Market

PDIP: Rajin Bagikan Bansos Jelang Pemilu, Jokowi Turun Kasta


Ketua Badan Anggaran (Banggar) DPR, Said Abdullah mengaku miris dengan kuatnya politisasi bantuan sosial (bansos) untuk mendongkrak elektabilitas paslon yang dekat dengan kekuasaan.

Padahal, kata Said, program bansos 2024 yang anggarannya nyaris Rp500 triliun, tepatnya Rp496,8 triliun, merupakan kebijakan teknokratis yang mulia dari negara.

“Namun kemudian diprivatisasi presiden dan sebagian menterinya. Ini sungguh membuat saya sedih,” papar Said, Jakarta, Selasa (6/2/2024).

Selanjutnya, politikus PDIP asal Madura ini, membandingkan anggaran perlindungan sosial (perlinsos) saat pandemi COVID-19 pada 2020, sebesar Rp234,33 triliun, realisasinya Rp216,59 triliun.

Kala itu, roda ekonomi Indonesia boleh dibilang macet total. Segala sendi kehidupan khususnya perekonomian, mengalami lumpuh. Alhasil, pemerintah gelontorkan bansos Rp216,59 triliun.

Saat ini, lanjut Said, ketika ekonomi pulih bahkan disebut-sebut sukses oleh para menteri Jokowi bidang ekonomi, anggaran bansos justru dikerek tinggi-tinggi. 

“Terus terang, kenaikan anggaran bansos 2024 sangat mengkhawatirkan dari sisi penyalahgunaan,” kata Said.

Dia pun mempertanyakan kolega separtainya yang menjabat menteri sosial, tak dilibatkan. Bahkan, anggaran yang bersifat strategis justru disunat untuk bansos yang dibagi ugal-ugalan jelang pencoblosan pemilu pada 14 Februari 2024.

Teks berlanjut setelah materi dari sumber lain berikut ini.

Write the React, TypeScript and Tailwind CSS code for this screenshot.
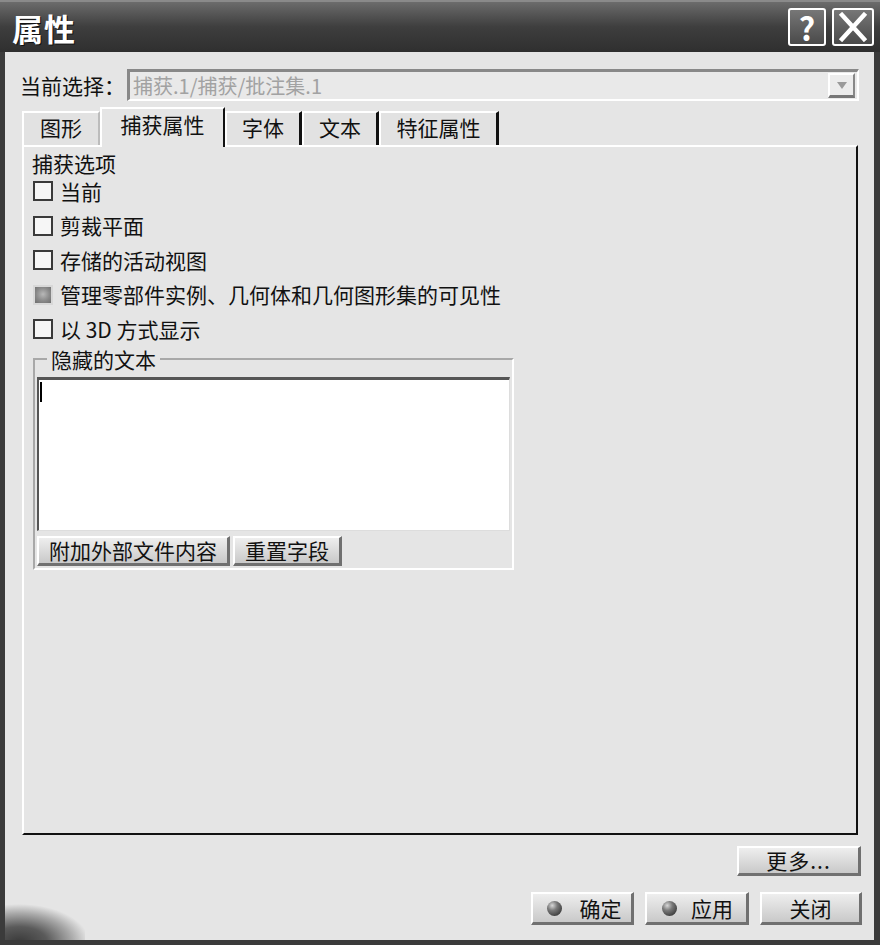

“Sedih melihat Bapak Presiden menurunkan kasta, seolah menggantikan peran Menteri Sosial, mengurusi teknis perbansosan,” ungkapnya.

Anggota Komisi XI DPR ini, mengingatkan, program bansos tidak datang tiba-tiba dari langit. Kebijakan dan penganggarannya diputuskan bersama antara DPR dengan pemerintah yang mewakili seluruh kekuatan politik. “Sesungguhnya tidak ada satu pihakpun yang berhak mengklaim program bansos prakarsa atau keberhasilan kelompok tertentu,” pungkasnya.